Extract the lines that hold the string "with".
***** Data section *****
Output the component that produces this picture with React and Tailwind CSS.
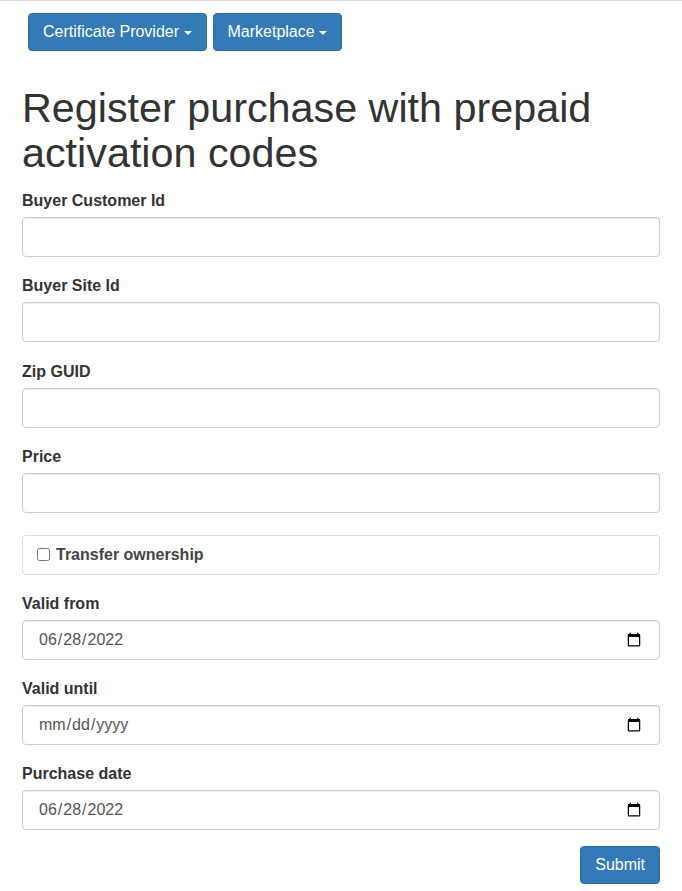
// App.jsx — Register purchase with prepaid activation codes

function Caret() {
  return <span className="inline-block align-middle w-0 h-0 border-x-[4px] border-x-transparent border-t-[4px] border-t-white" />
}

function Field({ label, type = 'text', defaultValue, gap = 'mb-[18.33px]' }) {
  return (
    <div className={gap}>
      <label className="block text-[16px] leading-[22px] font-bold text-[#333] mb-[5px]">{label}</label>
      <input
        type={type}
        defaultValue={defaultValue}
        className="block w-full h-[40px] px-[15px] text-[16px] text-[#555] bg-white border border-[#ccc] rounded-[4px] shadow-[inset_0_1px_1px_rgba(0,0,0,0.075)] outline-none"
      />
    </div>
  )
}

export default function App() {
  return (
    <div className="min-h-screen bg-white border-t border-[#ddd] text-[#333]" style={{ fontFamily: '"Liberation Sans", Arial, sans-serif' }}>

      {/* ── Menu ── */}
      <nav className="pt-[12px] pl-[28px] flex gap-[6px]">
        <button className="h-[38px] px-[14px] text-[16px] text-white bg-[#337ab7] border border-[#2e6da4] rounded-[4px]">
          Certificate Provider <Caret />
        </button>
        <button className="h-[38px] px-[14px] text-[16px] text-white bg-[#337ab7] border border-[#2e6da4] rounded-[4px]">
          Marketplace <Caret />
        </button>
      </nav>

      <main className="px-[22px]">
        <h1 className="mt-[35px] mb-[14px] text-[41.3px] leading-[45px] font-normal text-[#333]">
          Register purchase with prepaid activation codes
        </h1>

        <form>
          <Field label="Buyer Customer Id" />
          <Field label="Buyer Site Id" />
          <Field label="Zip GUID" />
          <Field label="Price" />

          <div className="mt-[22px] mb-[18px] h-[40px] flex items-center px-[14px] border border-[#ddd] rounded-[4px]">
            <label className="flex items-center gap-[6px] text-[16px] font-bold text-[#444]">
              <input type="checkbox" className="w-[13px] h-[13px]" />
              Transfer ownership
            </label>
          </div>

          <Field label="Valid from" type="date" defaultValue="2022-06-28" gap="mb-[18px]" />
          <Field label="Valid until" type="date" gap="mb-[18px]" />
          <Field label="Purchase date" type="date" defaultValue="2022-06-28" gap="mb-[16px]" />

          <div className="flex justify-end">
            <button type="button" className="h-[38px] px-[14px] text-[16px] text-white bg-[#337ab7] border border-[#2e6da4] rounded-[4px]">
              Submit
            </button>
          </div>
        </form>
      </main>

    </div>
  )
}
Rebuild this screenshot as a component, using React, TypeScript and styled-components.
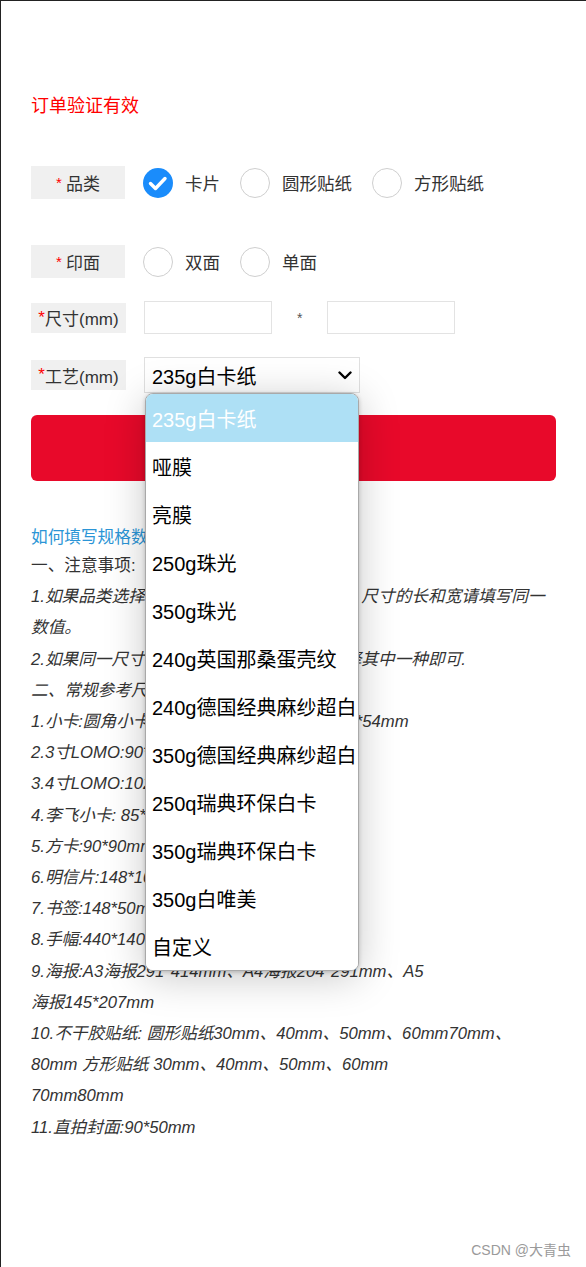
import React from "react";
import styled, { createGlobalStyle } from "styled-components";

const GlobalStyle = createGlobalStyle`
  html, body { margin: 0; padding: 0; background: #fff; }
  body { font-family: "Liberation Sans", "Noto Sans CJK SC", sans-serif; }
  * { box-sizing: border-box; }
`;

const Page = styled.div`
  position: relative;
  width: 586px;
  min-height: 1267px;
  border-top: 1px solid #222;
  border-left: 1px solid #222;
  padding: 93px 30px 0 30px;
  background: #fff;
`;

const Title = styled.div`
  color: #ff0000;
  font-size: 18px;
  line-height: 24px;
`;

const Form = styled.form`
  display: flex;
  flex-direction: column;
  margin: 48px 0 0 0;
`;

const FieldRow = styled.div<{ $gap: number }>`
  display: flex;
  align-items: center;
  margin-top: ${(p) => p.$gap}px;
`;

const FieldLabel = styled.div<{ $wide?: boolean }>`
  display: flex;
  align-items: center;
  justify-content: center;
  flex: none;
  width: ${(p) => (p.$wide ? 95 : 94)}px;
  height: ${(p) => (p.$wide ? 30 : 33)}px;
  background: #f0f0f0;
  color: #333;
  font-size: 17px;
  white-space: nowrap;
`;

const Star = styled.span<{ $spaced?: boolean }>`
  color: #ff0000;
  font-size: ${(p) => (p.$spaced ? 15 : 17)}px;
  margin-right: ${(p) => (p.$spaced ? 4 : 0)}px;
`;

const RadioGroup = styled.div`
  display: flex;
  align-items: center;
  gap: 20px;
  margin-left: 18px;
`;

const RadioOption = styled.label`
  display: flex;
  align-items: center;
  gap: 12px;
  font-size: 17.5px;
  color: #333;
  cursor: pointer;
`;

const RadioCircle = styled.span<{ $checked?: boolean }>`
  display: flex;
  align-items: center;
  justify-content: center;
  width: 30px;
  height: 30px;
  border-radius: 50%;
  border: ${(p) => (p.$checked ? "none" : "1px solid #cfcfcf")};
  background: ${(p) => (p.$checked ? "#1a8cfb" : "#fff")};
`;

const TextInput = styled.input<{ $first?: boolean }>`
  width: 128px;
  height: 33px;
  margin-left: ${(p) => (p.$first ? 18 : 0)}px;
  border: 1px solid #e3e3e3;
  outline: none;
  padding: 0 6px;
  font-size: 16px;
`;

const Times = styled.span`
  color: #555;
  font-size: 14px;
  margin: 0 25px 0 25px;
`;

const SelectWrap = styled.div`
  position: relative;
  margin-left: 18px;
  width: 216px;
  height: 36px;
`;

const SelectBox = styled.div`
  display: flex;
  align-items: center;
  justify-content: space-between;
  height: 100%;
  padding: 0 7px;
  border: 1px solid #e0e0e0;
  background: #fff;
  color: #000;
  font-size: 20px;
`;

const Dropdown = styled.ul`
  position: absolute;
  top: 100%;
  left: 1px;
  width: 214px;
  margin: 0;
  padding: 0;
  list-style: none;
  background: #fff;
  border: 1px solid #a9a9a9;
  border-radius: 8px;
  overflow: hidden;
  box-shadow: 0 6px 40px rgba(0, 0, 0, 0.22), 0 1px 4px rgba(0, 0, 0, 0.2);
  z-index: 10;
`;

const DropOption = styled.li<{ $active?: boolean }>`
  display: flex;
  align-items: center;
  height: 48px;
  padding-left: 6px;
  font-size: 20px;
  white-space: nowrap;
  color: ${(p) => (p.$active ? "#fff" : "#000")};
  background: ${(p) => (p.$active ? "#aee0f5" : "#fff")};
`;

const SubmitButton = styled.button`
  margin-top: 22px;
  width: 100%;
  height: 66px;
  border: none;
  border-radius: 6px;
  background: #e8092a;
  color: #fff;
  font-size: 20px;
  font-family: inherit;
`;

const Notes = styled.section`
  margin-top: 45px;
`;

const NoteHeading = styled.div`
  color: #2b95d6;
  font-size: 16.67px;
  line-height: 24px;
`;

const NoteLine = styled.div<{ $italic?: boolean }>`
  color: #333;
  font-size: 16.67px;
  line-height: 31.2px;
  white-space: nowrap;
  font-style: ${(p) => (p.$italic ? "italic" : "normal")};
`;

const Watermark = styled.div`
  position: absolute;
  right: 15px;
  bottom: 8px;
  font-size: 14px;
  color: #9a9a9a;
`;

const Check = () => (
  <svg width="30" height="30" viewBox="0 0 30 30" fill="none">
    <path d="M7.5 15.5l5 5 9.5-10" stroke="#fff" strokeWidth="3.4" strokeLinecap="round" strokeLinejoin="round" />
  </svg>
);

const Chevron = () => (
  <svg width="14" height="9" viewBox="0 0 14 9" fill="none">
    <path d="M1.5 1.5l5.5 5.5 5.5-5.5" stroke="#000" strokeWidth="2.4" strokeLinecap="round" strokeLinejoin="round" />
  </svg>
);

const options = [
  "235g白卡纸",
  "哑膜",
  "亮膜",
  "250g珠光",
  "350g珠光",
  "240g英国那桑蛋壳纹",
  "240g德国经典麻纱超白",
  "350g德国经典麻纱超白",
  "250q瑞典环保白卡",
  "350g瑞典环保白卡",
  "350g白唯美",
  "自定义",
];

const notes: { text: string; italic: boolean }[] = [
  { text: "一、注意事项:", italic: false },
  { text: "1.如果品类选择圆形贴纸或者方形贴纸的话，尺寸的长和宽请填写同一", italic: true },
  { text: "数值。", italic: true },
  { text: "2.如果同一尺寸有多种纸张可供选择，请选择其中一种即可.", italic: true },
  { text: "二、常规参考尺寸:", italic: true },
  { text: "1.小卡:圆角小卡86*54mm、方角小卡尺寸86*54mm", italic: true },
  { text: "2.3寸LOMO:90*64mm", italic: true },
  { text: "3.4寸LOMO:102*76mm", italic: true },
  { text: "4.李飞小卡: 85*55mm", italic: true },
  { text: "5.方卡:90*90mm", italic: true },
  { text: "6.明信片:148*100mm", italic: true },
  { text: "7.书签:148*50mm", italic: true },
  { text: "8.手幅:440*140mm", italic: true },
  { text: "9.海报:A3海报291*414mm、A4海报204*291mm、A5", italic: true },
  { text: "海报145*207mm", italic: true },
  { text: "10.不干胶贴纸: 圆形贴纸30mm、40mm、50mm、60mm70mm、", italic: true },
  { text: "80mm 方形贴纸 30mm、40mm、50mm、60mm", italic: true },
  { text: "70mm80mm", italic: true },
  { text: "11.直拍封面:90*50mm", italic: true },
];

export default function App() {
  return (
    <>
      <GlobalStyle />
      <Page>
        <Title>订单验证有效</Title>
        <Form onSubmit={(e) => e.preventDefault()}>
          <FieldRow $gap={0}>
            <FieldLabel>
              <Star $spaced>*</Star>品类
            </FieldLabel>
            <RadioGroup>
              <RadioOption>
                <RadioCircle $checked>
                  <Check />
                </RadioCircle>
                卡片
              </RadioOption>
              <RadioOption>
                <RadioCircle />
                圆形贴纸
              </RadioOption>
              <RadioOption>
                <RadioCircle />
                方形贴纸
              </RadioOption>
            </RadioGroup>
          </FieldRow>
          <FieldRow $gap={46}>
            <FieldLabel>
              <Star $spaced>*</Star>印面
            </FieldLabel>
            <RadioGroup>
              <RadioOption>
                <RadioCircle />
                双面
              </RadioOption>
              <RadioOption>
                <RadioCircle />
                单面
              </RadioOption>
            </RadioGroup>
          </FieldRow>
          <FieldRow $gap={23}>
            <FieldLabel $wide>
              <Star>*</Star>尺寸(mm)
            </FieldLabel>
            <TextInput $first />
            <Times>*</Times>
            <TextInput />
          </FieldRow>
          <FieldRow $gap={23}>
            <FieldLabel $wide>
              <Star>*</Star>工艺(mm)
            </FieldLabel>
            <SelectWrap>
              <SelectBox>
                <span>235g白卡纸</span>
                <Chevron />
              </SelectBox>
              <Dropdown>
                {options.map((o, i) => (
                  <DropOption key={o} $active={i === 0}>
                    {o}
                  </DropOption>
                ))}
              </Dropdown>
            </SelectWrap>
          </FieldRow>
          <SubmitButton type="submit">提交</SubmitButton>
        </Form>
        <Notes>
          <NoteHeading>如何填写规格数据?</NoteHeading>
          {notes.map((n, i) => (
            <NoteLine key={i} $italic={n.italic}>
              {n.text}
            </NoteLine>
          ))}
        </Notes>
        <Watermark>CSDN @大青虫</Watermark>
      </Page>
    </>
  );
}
*****
- Written solution
Output the component that produces this picture with React and Tailwind CSS.
// App.jsx — Register purchase with prepaid activation codes
          Register purchase with prepaid activation codes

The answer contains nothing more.